화학공학소재연구정보센터
Journal of the American Chemical Society, Vol.128, No.28, 9157-9169, 2006
Molecular understanding of alumina supported single-site catalysts by a combination of experiment and theory
The nature and structure of grafted organometallic complexes on gamma-alumina are studied from a combination of experimental data (mass balance analysis, IR, NMR) and density functional theory calculations. The chemisorptive interactions of two complexes are analyzed and compared. The reaction of [Zr(CH(2)tBu)(4)] with alumina dehydroxylated at 500 degrees C gives {[(AlsO)(2)Zr(CH(2)tBu)](+)[(tBuCH(2))(Al-s)](-)}, a bisgrafted cationic complex as major surface species. The DFT calculations show that the reaction with surface hydroxyls is very exothermic and that alkyl transfer on Al atoms is favored.

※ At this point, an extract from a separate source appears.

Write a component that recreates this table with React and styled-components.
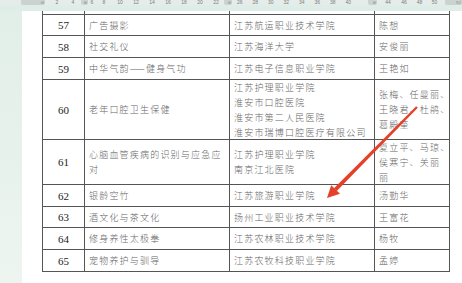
import styled, { createGlobalStyle } from 'styled-components';

const GlobalStyle = createGlobalStyle`
  html, body {
    margin: 0;
    padding: 0;
    overflow: hidden;
    background: #ffffff;
  }
`;

const rulerItems = [
  { kind: 'gap', w: 21 },
  { kind: 'mark', w: 24 },
  { kind: 'gap', w: 4 },
  { kind: 'num', w: 16, label: '2' },
  { kind: 'num', w: 16, label: '4' },
  { kind: 'mark', w: 7 },
  { kind: 'num', w: 8, label: '6' },
  { kind: 'num', w: 16, label: '8' },
  { kind: 'num', w: 16, label: '10' },
  { kind: 'num', w: 16, label: '12' },
  { kind: 'num', w: 16, label: '14' },
  { kind: 'num', w: 16, label: '16' },
  { kind: 'num', w: 16, label: '18' },
  { kind: 'num', w: 16, label: '20' },
  { kind: 'num', w: 16, label: '22' },
  { kind: 'mark', w: 8 },
  { kind: 'num', w: 15.5, label: '26' },
  { kind: 'num', w: 15.5, label: '28' },
  { kind: 'num', w: 15.5, label: '30' },
  { kind: 'num', w: 15.5, label: '32' },
  { kind: 'num', w: 15.5, label: '34' },
  { kind: 'num', w: 15.5, label: '36' },
  { kind: 'num', w: 15.5, label: '38' },
  { kind: 'num', w: 15.5, label: '40' },
  { kind: 'gap', w: 12 },
  { kind: 'mark', w: 9 },
  { kind: 'gap', w: 3 },
  { kind: 'num', w: 16, label: '44' },
  { kind: 'num', w: 16, label: '46' },
  { kind: 'num', w: 15, label: '48' },
  { kind: 'num', w: 15, label: '50' },
  { kind: 'gap', w: 3 },
  { kind: 'mark', w: 17, label: '52' },
];

const rows = [
  { no: '57', h: 21, course: ['广告摄影'], school: ['江苏航运职业技术学院'], people: ['陈想'] },
  { no: '58', h: 22, course: ['社交礼仪'], school: ['江苏海洋大学'], people: ['安俊丽'] },
  { no: '59', h: 22, course: ['中华气韵——健身气功'], school: ['江苏电子信息职业学院'], people: ['王艳如'] },
  {
    no: '60',
    h: 60,
    course: ['老年口腔卫生保健'],
    school: ['江苏护理职业学院', '淮安市口腔医院', '淮安市第二人民医院', '淮安市瑞博口腔医疗有限公司'],
    people: ['张梅、任曼丽、', '王晓君、杜鹃、', '葛殿奎'],
  },
  {
    no: '61',
    h: 45,
    course: ['心脑血管疾病的识别与应急应', '对'],
    school: ['江苏护理职业学院', '南京江北医院'],
    people: ['夏立平、马琼、', '侯寒宁、关丽', '丽'],
  },
  { no: '62', h: 22, course: ['银龄空竹'], school: ['江苏旅游职业学院'], people: ['汤勤华'] },
  { no: '63', h: 21, course: ['酒文化与茶文化'], school: ['扬州工业职业技术学院'], people: ['王富花'] },
  { no: '64', h: 22, course: ['修身养性太极拳'], school: ['江苏农林职业技术学院'], people: ['杨牧'] },
  { no: '65', h: 22, course: ['宠物养护与驯导'], school: ['江苏农牧科技职业学院'], people: ['孟婷'] },
];

function Lines({ items }) {
  return items.map((t, i) => <Line key={i}>{t}</Line>);
}

function Arrow() {
  return (
    <Overlay width="462" height="283" viewBox="0 0 462 283">
      <polygon
        points="417.8,107.8 416.2,106.2 334.0,188.2 336.8,190.9"
        fill="#e5402a"
      />
      <polygon points="327,198 331.2,185.2 340,193.8" fill="#e5402a" />
    </Overlay>
  );
}

export default function App() {
  return (
    <>
      <GlobalStyle />
      <Screen>
        <Ruler>
          {rulerItems.map((it, i) =>
            it.kind === 'mark' ? (
              <RulerMark key={i} $w={it.w}>
                <MarkGlyph>{it.label || '⊞'}</MarkGlyph>
              </RulerMark>
            ) : (
              <RulerNum key={i} $w={it.w}>
                {it.label || ''}
              </RulerNum>
            )
          )}
        </Ruler>
        <Band />
        <Workspace>
          <Gutter />
          <Page>
            <Sheet>
              <Row $h={4}>
                <NoCell />
                <TextCell />
                <TextCell />
                <TextCell />
              </Row>
              {rows.map((r) => (
                <Row key={r.no} $h={r.h}>
                  <NoCell>{r.no}</NoCell>
                  <TextCell>
                    <Lines items={r.course} />
                  </TextCell>
                  <TextCell>
                    <Lines items={r.school} />
                  </TextCell>
                  <TextCell>
                    <Lines items={r.people} />
                  </TextCell>
                </Row>
              ))}
            </Sheet>
          </Page>
        </Workspace>
        <Arrow />
      </Screen>
    </>
  );
}

const Screen = styled.div`
  position: relative;
  width: 462px;
  height: 283px;
  overflow: hidden;
  display: flex;
  flex-direction: column;
  background: #ffffff;
`;

const Ruler = styled.div`
  display: flex;
  height: 5px;
  flex-shrink: 0;
  background: #e6ecea;
  overflow: hidden;
`;

const RulerNum = styled.div`
  width: ${(p) => p.$w}px;
  flex-shrink: 0;
  text-align: center;
  font-family: 'Liberation Sans', Arial, sans-serif;
  font-size: 5px;
  line-height: 5px;
  color: #7a807e;
`;

const RulerMark = styled.div`
  width: ${(p) => p.$w}px;
  flex-shrink: 0;
  background: #cbd3d0;
  border-radius: 0 0 2px 2px;
  display: flex;
  justify-content: flex-end;
  align-items: center;
  overflow: hidden;
`;

const MarkGlyph = styled.span`
  font-family: 'DejaVu Sans', sans-serif;
  font-size: 4px;
  line-height: 5px;
  color: #8e9794;
  padding-right: 1px;
`;

const Band = styled.div`
  height: 6px;
  flex-shrink: 0;
  background: #deede7;
`;

const Workspace = styled.div`
  flex: 1;
  display: flex;
  min-height: 0;
`;

const Gutter = styled.div`
  width: 22px;
  flex-shrink: 0;
  background: linear-gradient(180deg, #e2eee8 0%, #e8f2ec 60%, #eef5f0 100%);
`;

const Page = styled.div`
  flex: 1;
  background: #ffffff;
  padding-left: 20px;
`;

const Sheet = styled.div`
  width: 408px;
  border-left: 1px solid #555555;
  box-sizing: border-box;
`;

const Row = styled.div`
  display: grid;
  grid-template-columns: 42px 145px 145px 75px;
  height: ${(p) => p.$h}px;
  box-sizing: border-box;
  border-bottom: 1px solid #555555;
`;

const Cell = styled.div`
  border-right: 1px solid #555555;
  display: flex;
  flex-direction: column;
  justify-content: center;
  overflow: hidden;
`;

const NoCell = styled(Cell)`
  align-items: center;
  font-family: 'Liberation Serif', 'Times New Roman', serif;
  font-size: 11px;
  color: #1e1e1e;
`;

const TextCell = styled(Cell)`
  padding-left: 4px;
  font-family: 'Noto Sans CJK SC', 'Noto Sans', sans-serif;
  font-size: 9px;
  font-weight: 300;
  letter-spacing: 1.2px;
  color: #666666;
`;

const Line = styled.div`
  line-height: 15px;
  white-space: nowrap;
`;

const Overlay = styled.svg`
  position: absolute;
  top: 0;
  left: 0;
  pointer-events: none;
`;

In contrast, [W(equivalent to CtBu)(CH(2)tBu)(3)] reacts with an alumina treated under identical conditions to give selectively a monografted neutral surface complex, [(AlsO)W(equivalent to CtBu)(CH(2)tBu)(2)]. This was inferred by the evolution of 1 equiv of tBuCH(3) per grafted W and the presence of remaining hydroxyls. The calculations show that the reaction of [W(equivalent to CtBu)(CH(2)tBu)(3)] with surface hydroxyls is in fact less exothermic and has a considerably higher activation barrier than the one of the Zr complex. Additionally, the transfer of an alkyl ligand onto an adjacent Al center is disfavored, and hence cationic species are not formed. Some ligands of this monoaluminoxy surface complex interact with remaining surface hydroxyls, which explains the complexity of the experimental NMR and IR data.